📌 At a Glance
Narayana Hrudayalaya runs 40 hospitals across India and the Cayman Islands — and it turns out, saving lives is a great business model. With a 44% stock CAGR over 3 years, 24.5% ROE, and a steady ₹790+ Cr PAT run-rate, NH has quietly become the most capital-efficient hospital chain in the country. But at 49x earnings, is it still investible… or in need of financial bypass?
1️⃣ Business Model – Cardio Capitalism Done Right
NH is a super-specialty hospital chain focused heavily on cardiac, oncology, neurology, and transplant surgeries. Think: lower cost than Apollo, but higher operational discipline.
Operations:
- India: 19 hospitals, 2 heart centers, 18 clinics/dialysis
- Cayman Islands: 1 big dollar-minting hospital
- Beds: 5,789 operational beds across 40 healthcare facilities
- Occupancy: ~65–70% average
- ARPOB: Continues to rise steadily YoY
The Cayman unit (yes, that one) generates 50%+ EBITDA margins — it’s NH’s cash cow in beachwear.
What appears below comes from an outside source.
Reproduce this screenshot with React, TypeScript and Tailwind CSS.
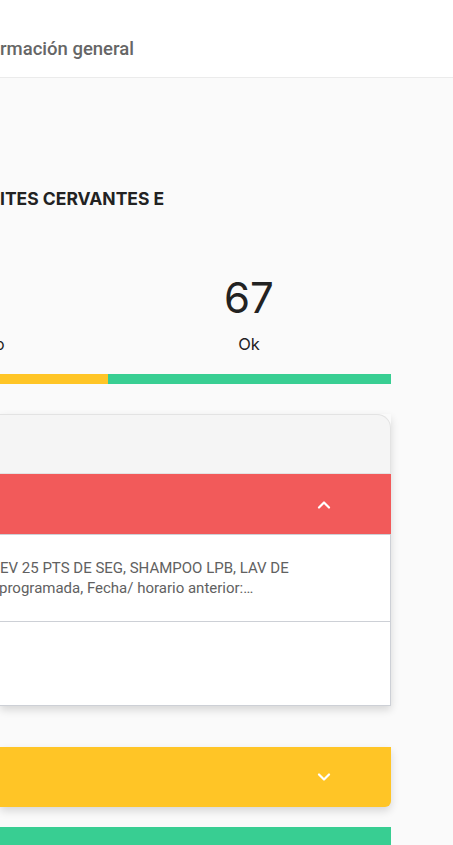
import React from "react";

function Chevron({ up }: { up?: boolean }) {
  return (
    <svg width="14" height="9" viewBox="0 0 14 9" fill="none">
      <polyline
        points={up ? "2,7.5 7,2.5 12,7.5" : "2,1.5 7,6.5 12,1.5"}
        stroke="#ffffff"
        strokeWidth="2.2"
        strokeLinecap="round"
        strokeLinejoin="round"
      />
    </svg>
  );
}

export default function App() {
  return (
    <div className="min-h-screen w-[453px] overflow-hidden bg-[#fafafa] font-['Roboto',sans-serif]">
      <header className="h-[78px] border-b border-[#ebebeb] bg-white pt-[36px]">
        <div className="whitespace-nowrap text-[18.5px] font-medium leading-[26px] text-[#666666]">
          rmación general
        </div>
      </header>

      <main className="w-[391px]">
        <h1 className="whitespace-nowrap pt-[109px] font-['Inter',sans-serif] text-[17.5px] font-bold leading-[24px] text-[#222222]">
          ITES CERVANTES E
        </h1>

        <div className="mt-[63px] flex font-['Inter',sans-serif] text-[#222222]">
          <div className="flex w-[107px] items-end overflow-hidden">
            <span className="-ml-[5px] text-[16px] leading-[24px]">o</span>
          </div>
          <div className="flex w-[284px] flex-col items-center">
            <div className="text-[42px] leading-[48px]">67</div>
            <div className="mt-[10px] text-[16.5px] leading-[24px]">Ok</div>
          </div>
        </div>

        <div className="mt-[18px] flex h-[10px]">
          <div className="w-[108px] bg-[#ffc526]" />
          <div className="flex-1 bg-[#38ce92]" />
        </div>

        <div className="mt-[30px] shadow-[0_4px_8px_rgba(0,0,0,0.14)]">
          <div className="h-[60px] rounded-tr-[14px] border-r border-t border-b border-[#e3e3e3] bg-[#f5f5f5]" />
          <div className="flex h-[60px] items-center justify-end bg-[#f25a5a] pr-[60px]">
            <Chevron up />
          </div>
          <div className="h-[87px] border-r border-t border-[#cdd0d6] bg-white pt-[23px] text-[15px] leading-[20px] text-[#616161]">
            <div className="whitespace-nowrap">EV 25 PTS DE SEG, SHAMPOO LPB, LAV DE</div>
            <div className="-ml-[1px] whitespace-nowrap">programada, Fecha/ horario anterior:…</div>
          </div>
          <div className="h-[85px] border-b border-r border-t border-[#cdd0d6] bg-white" />
        </div>

        <div className="mt-[41px] flex h-[60px] items-center justify-end rounded-br-[6px] bg-[#ffc526] pr-[60px] shadow-[0_4px_8px_rgba(0,0,0,0.14)]">
          <Chevron />
        </div>

        <div className="mt-[20px] h-[60px] bg-[#38ce92]" />
      </main>
    </div>
  );
}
2️⃣ Financials – Clean, Scalable, Profitable
Metric | FY25 | YoY Change |
---|---|---|
Revenue | ₹5,483 Cr | +9% |
Net Profit | ₹791 Cr | Flat |
EBITDA Margin | 23% | Steady |
ROE | 24.5% | Excellent |
EPS | ₹38.66 | ↔ |
Dividend Payout | 12% | Token |
💡 5-Year Profit CAGR: 44%
💡 5-Year Stock CAGR: 48%
Margins are high, cash flows are clean, and capex is self-funded. A hospital that acts like an FMCG stock? Yep.
3️⃣ Valuation – Rich, But Justified?
- P/E: 49
- P/B: 10.7
- Market Cap: ₹39,000 Cr
- EV/EBITDA: ~28x (based on run-rate)
🧠 Fair Value Range (EduEstimate): ₹1,400–1,600
Assuming steady ₹850–₹900 Cr PAT and 30–35x PE band. Anything above ₹1,900 needs growth to re-accelerate.
Right now you’re paying for the next phase of expansion — and it better be surgical.
4️⃣ Balance Sheet – Leverage Rising, But Still Clean
- Debt: ₹2,428 Cr (Up from ₹884 Cr in FY23)
- Net Cash Flow: ₹205 Cr in FY25
- Cash from Ops: ₹986 Cr
- Capex (FY24–25): Mostly for Cayman, oncology units, and bed expansion
The company’s assets have doubled in 2 years, with CWIP down from ₹514 Cr to ₹70 Cr → meaning new infra is now live and earning.
5️⃣ Strengths – No ICU Needed
- 🏥 Best-in-class ROE: 24% vs Fortis at 12%, Apollo at 17%
- 🌎 Cayman Model: Offshore revenue hedge + 50%+ EBITDA
- 🔁 Repeatability: Most revenue from critical care, surgery, dialysis — not OPD fluff
- 🧪 Clinical Reputation: Strong patient loyalty = higher ARPOB and occupancy
- 📈 Strong Earnings History: Consistent growth since 2018 (post IPO ramp-up)
6️⃣ Risks – Heart Rate Monitoring Required
- 📉 Sales growth slowing: 9% YoY vs 12–14% earlier
- 🧾 Valuation fatigue: At 49x P/E, even one soft quarter could cause derating
- 🏗️ Leverage building: Debt more than doubled in 2 years
- 💰 Working Capital Days: From 15 to 66 → collections and receivables stretching
- 🌴 Cayman dependency: A hurricane, regulatory shift, or medical tourism crackdown and margins collapse
7️⃣ Final Thoughts – A Healthcare Stock That Doesn’t Need a Check-Up
Narayana Hrudayalaya is capital efficient, well-managed, globally diversified, and compounding profits like clockwork.
But… markets have caught on. The price now reflects perfection — or at least, high expectations.
If you already own it, congratulations, your doctor made you rich.
If you’re entering now, do it with a surgical strike, not a full portfolio transplant.